Intimidation in the Business World
Intimidation is a time-honored and trusted tool used by many managers in business. It’s objective is to extract desired employee behavior in the workplace. The problem is that intimidation stokes the flames of fear in those subject to its use, creating uncertainty, apprehension and paralyzing action. In truth, only the fearless are immune to intimidation, but to be fearless is irrational.
All of us have some level of fear in the workplace. We worry about not getting that raise or promotion; about being blamed when things go wrong or becoming a victim of downsizing. All too many managers exploit these fears to intimidate the worker into compliance. Intimidation can be blunt and blatant or surreptitious, but it is ultimately folly to use it because it robs victims of the ability to perform at peak levels.
We can’t eliminate the effort to intimidate us, but we can recognize that when an individual attempts to lead by relying on intimidation – Trump and McCarthy – it comes out of a feeling of weakness and insecurity, not strength and confidence.

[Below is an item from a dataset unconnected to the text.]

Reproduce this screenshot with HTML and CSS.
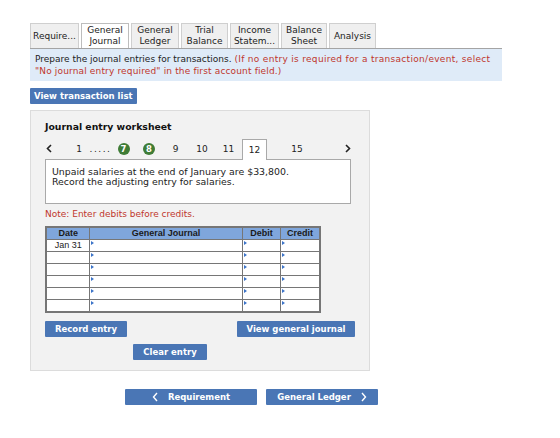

The key to surviving the intimidator is to recognize it for what it is: an attempt to bulldoze and browbeat you into submission, from a position of weakness not strength. Once you recognize the reason why some feel the need to bully and intimidate, you are well on your way to thwarting its impact.
The trait of any bully is to keep pushing so long as they think they can continue to get away with it. On the other hand, as soon as the intimidator realizes you will not be intimidated, then the whole relationship will change. Like a schoolyard bully, the only way to overcome their intimidation is to call them out. Just as Welch called out McCarthy, even though very powerful people – including a president – were intimidated and afraid to act, any bully will slink away when intimidation is thrown their way.
It worked on McCarthy, it would work on Trump and it will work for you, once you recognize the real weakness in intimidation and are willing to stand up and call it out. Don’t be intimidated; just do it!